I finally bit the bullet and changed my T-Mobile Netherlands plan to something a bit more minimal because I don’t spend much more than a week a month in the Netherlands anyway. On Thursday I sent a new proposal for TORREON. I did more stuff on REYNOSA.

Seems a rather appropriate sticker for Berlin

I got the funny (for Berlin’s reputation, see this Times piece) sticker for the new play Sommergäste by the Schaubühne written by Maxim Gorki. The previous play by that same director, Eugen Onegin, was absurdly boring so hopes for this adaptation of a Russian master should not be too high. Another Schaubühne play we almost went to, The Black Rider ((Really, the massive misguided stones necessary to translate Burroughs into German…)), seems to be by all accounts also really rather terrible.

Theater is a hopeless moribund discipline but Fabian Hinrichs may prove a notable exception in Berlin this week (which I’ll be missing because of travel to Amsterdam).

This week was also the week of the brilliant eulogy for occupy by Quinn Norton. Intentional or not, it confirmed my cynicism about the movement. What little sparks of brilliance and hope were to be found in the USA versions were almost totally absent from the Dutch camps. Around the studio here in Kreuzberg there are still some remnants of the movement active:
Just another demo in front of the office

Friday I started initial work on TORREON and after that I went to the VVVV 10th anniversary event over at Letters are my friends.

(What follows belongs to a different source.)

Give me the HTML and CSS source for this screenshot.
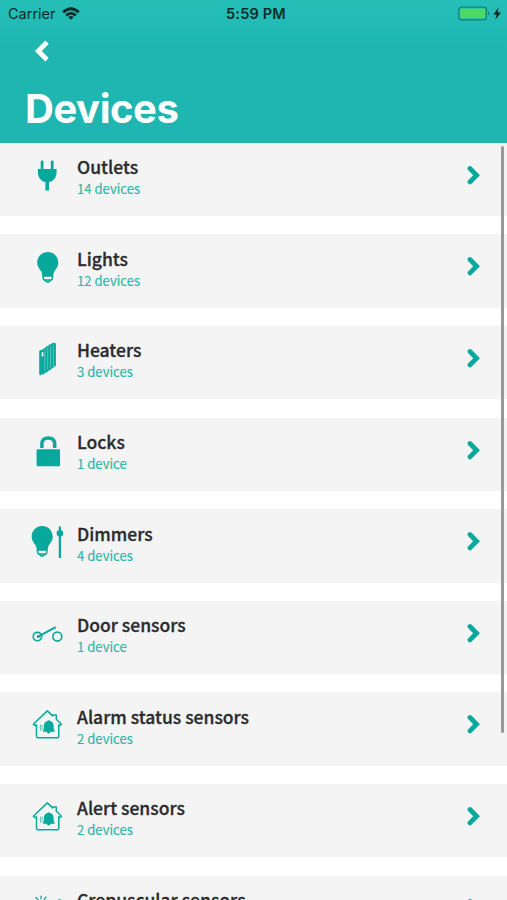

#vvvvX Flagship store opening

Twitter announced the general availability of your own tweets for download in archive form. I had done some preliminary work on this when this option was available to Europeans and now ThinkUp is busy building a full-fledged importer.

Sunday morning I finished reading The Invisibles, a brilliant mind bending comic by Grant Morrison. It may not seem like it is relevant to my work, but it very much is in a multitude of strange ways.